* _PROVIDED MATERIAL_:
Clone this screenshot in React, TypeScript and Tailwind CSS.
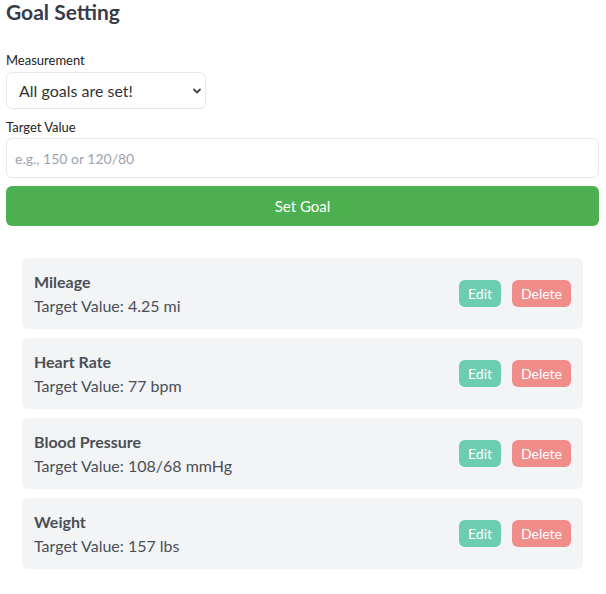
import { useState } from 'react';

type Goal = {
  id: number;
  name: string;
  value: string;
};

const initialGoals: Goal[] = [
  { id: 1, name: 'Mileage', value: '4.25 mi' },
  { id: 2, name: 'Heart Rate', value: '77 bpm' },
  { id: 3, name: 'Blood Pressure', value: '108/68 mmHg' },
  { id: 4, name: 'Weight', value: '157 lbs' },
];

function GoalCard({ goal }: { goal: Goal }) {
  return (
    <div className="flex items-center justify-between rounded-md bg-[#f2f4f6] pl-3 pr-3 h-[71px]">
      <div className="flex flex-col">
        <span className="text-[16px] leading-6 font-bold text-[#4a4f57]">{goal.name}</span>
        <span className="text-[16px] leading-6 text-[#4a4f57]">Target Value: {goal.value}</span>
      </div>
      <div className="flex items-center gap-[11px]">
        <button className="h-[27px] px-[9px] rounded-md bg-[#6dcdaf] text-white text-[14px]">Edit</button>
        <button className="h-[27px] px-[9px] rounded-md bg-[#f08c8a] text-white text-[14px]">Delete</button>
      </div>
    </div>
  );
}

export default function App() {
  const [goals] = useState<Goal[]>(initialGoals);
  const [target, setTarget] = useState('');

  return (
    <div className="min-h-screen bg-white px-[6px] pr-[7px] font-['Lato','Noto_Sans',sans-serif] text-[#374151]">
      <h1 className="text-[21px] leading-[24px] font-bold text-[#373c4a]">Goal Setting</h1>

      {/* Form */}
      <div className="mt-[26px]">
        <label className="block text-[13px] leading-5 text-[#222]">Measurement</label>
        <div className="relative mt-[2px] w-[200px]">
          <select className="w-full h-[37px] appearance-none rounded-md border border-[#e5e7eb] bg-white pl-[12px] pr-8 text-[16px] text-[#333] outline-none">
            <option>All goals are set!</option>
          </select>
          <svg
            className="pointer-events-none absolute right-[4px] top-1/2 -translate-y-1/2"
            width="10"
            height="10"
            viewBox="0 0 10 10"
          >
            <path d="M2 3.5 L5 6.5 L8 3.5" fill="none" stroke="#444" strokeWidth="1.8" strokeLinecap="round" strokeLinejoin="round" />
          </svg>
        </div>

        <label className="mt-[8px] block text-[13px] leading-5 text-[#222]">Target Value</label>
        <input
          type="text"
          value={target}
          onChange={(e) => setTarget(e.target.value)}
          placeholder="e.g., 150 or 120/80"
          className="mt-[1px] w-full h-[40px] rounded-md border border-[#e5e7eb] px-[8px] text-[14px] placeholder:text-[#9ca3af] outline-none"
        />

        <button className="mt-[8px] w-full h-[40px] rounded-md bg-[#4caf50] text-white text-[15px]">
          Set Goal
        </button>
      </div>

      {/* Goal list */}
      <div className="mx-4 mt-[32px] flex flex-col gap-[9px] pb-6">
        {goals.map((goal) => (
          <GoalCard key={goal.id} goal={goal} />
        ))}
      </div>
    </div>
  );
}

* _WHAT IS NEEDED_: Return each line from the material above exactly, but not the pictures.

* _FINISHED TASK_:
Clone this screenshot in React, TypeScript and Tailwind CSS.
import { useState } from 'react';

type Goal = {
  id: number;
  name: string;
  value: string;
};

const initialGoals: Goal[] = [
  { id: 1, name: 'Mileage', value: '4.25 mi' },
  { id: 2, name: 'Heart Rate', value: '77 bpm' },
  { id: 3, name: 'Blood Pressure', value: '108/68 mmHg' },
  { id: 4, name: 'Weight', value: '157 lbs' },
];

function GoalCard({ goal }: { goal: Goal }) {
  return (
    <div className="flex items-center justify-between rounded-md bg-[#f2f4f6] pl-3 pr-3 h-[71px]">
      <div className="flex flex-col">
        <span className="text-[16px] leading-6 font-bold text-[#4a4f57]">{goal.name}</span>
        <span className="text-[16px] leading-6 text-[#4a4f57]">Target Value: {goal.value}</span>
      </div>
      <div className="flex items-center gap-[11px]">
        <button className="h-[27px] px-[9px] rounded-md bg-[#6dcdaf] text-white text-[14px]">Edit</button>
        <button className="h-[27px] px-[9px] rounded-md bg-[#f08c8a] text-white text-[14px]">Delete</button>
      </div>
    </div>
  );
}

export default function App() {
  const [goals] = useState<Goal[]>(initialGoals);
  const [target, setTarget] = useState('');

  return (
    <div className="min-h-screen bg-white px-[6px] pr-[7px] font-['Lato','Noto_Sans',sans-serif] text-[#374151]">
      <h1 className="text-[21px] leading-[24px] font-bold text-[#373c4a]">Goal Setting</h1>

      {/* Form */}
      <div className="mt-[26px]">
        <label className="block text-[13px] leading-5 text-[#222]">Measurement</label>
        <div className="relative mt-[2px] w-[200px]">
          <select className="w-full h-[37px] appearance-none rounded-md border border-[#e5e7eb] bg-white pl-[12px] pr-8 text-[16px] text-[#333] outline-none">
            <option>All goals are set!</option>
          </select>
          <svg
            className="pointer-events-none absolute right-[4px] top-1/2 -translate-y-1/2"
            width="10"
            height="10"
            viewBox="0 0 10 10"
          >
            <path d="M2 3.5 L5 6.5 L8 3.5" fill="none" stroke="#444" strokeWidth="1.8" strokeLinecap="round" strokeLinejoin="round" />
          </svg>
        </div>

        <label className="mt-[8px] block text-[13px] leading-5 text-[#222]">Target Value</label>
        <input
          type="text"
          value={target}
          onChange={(e) => setTarget(e.target.value)}
          placeholder="e.g., 150 or 120/80"
          className="mt-[1px] w-full h-[40px] rounded-md border border-[#e5e7eb] px-[8px] text-[14px] placeholder:text-[#9ca3af] outline-none"
        />

        <button className="mt-[8px] w-full h-[40px] rounded-md bg-[#4caf50] text-white text-[15px]">
          Set Goal
        </button>
      </div>

      {/* Goal list */}
      <div className="mx-4 mt-[32px] flex flex-col gap-[9px] pb-6">
        {goals.map((goal) => (
          <GoalCard key={goal.id} goal={goal} />
        ))}
      </div>
    </div>
  );
}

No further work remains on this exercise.